Cette recherche d’économies ne devrait pas se répercuter sur les emplois directs du groupe en France. Le directeur général s’est ainsi dit satisfait des mesures de chômage partiel mises en place par le gouvernement, et qu’il ne serait pas question de licenciements tant qu’elles seront en place. Il admet en revanche que la situation est toute autre dans les pays qui n’appliquent aucun dispositif de ce type, à commencer par les Etats-Unis. Des licenciements ont ainsi rapidement eu lieu dans plusieurs états.
Reprise du travail
Safran s’est aussi attaché à remettre en route son outil de production. Le processus est en cours, même si 25 sites sont encore fermés à travers le monde notamment en Inde et aux Etats-Unis. En France, Philippe Petitcolin assure que toutes les conditions nécessaires à la reprise du travail sont en train d’être mises en place, même s’il reste encore des points d’amélioration. Après avoir vu son stock de 60 000 masques réquisitionné par l’Etat, le groupe a l’autorisation d’en importer depuis dimanche pour équiper ses salariés.
Pour l’instant seuls 10% des effectifs français sont sur site et 30% en télétravail. S’il affirme comprendre la peur des gens de revenir travailler, notamment dans certaines régions très touchées, le directeur général espère que ce taux de présence grimpera encore un peu dans les prochains jours afin de faire remonter la production en puissance.

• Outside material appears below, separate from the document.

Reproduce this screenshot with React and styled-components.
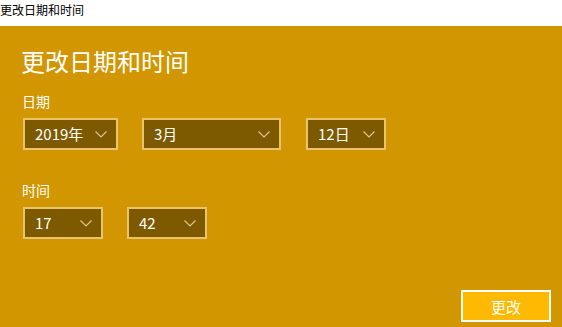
import React from 'react';
import styled, { createGlobalStyle } from 'styled-components';

const GlobalStyle = createGlobalStyle`
  html, body {
    margin: 0;
    padding: 0;
  }
  body {
    font-family: "Noto Sans CJK SC", "Noto Sans", sans-serif;
  }
`;

function Chevron() {
  return (
    <svg width="12" height="7" viewBox="0 0 12 7">
      <polyline
        points="0.5,0.5 6,6 11.5,0.5"
        fill="none"
        stroke="#dcc48e"
        strokeWidth="1.2"
      />
    </svg>
  );
}

function Select({ value, width, offset }) {
  return (
    <SelectBox $width={width} $offset={offset}>
      <SelectValue>{value}</SelectValue>
      <Chevron />
    </SelectBox>
  );
}

function App() {
  return (
    <Page>
      <GlobalStyle />
      <TitleBar>更改日期和时间</TitleBar>
      <Main>
        <Heading>更改日期和时间</Heading>
        <Label>日期</Label>
        <Row>
          <Select value="2019年" width={95} />
          <Select value="3月" width={139} />
          <Select value="12日" width={80} offset={1} />
        </Row>
        <Label $spaced>时间</Label>
        <Row>
          <Select value="17" width={80} />
          <Select value="42" width={80} />
        </Row>
        <Footer>
          <Button>更改</Button>
        </Footer>
      </Main>
    </Page>
  );
}

const Page = styled.div`
  width: 562px;
  height: 327px;
  display: flex;
  flex-direction: column;
  overflow: hidden;
`;

const TitleBar = styled.div`
  height: 26px;
  background-color: #ffffff;
  color: #000000;
  font-size: 12px;
  line-height: 20px;
`;

const Main = styled.div`
  flex: 1;
  background-color: #d19600;
  display: flex;
  flex-direction: column;
  padding: 20px 11px 5px 21px;
`;

const Heading = styled.h1`
  margin: 0;
  font-size: 24px;
  font-weight: 400;
  line-height: 30px;
  color: #ffffff;
`;

const Label = styled.div`
  margin-top: ${(p) => (p.$spaced ? '30px' : '15px')};
  padding-left: 1px;
  font-size: 14px;
  line-height: 20px;
  color: #ffffff;
`;

const Row = styled.div`
  display: flex;
  gap: 24px;
  margin-top: 7px;
  padding-left: 2px;
`;

const SelectBox = styled.div`
  box-sizing: border-box;
  width: ${(p) => p.$width}px;
  height: 32px;
  margin-left: ${(p) => p.$offset || 0}px;
  border: 2px solid #e9c46d;
  background-color: #7d5900;
  display: flex;
  align-items: center;
  justify-content: space-between;
  padding: 0 9px 0 10px;
`;

const SelectValue = styled.span`
  font-size: 15px;
  color: #ffffff;
  line-height: 20px;
`;

const Footer = styled.div`
  margin-top: auto;
  display: flex;
  justify-content: flex-end;
`;

const Button = styled.button`
  box-sizing: border-box;
  width: 90px;
  height: 32px;
  border: 2px solid #ffffff;
  background-color: #ffb900;
  color: #ffffff;
  font-family: "Noto Sans CJK SC", "Noto Sans", sans-serif;
  font-size: 15px;
  padding: 0;
`;

export default App;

Philippe Petitcolin espère qu’il en sera de même du côté de sa chaîne d’approvisionnement, déjà tendue et où la situation se complique encore avec plusieurs petits fournisseurs complètement à l’arrêt. Les entités du groupe, à commencer par Safran Aircraft Engines, possèdent deux à trois semaines de stock de pièces. Au-delà, la production risque d’être pénalisée.
Pour l’instant, le groupe continue à livrer ses clients dans les temps, en piochant quelque peu dans les stocks tampons (« buffer »). C’est le cas pour Safran Aircraft Engines sur le moteur LEAP-1A destiné à l’A320neo d’Airbus.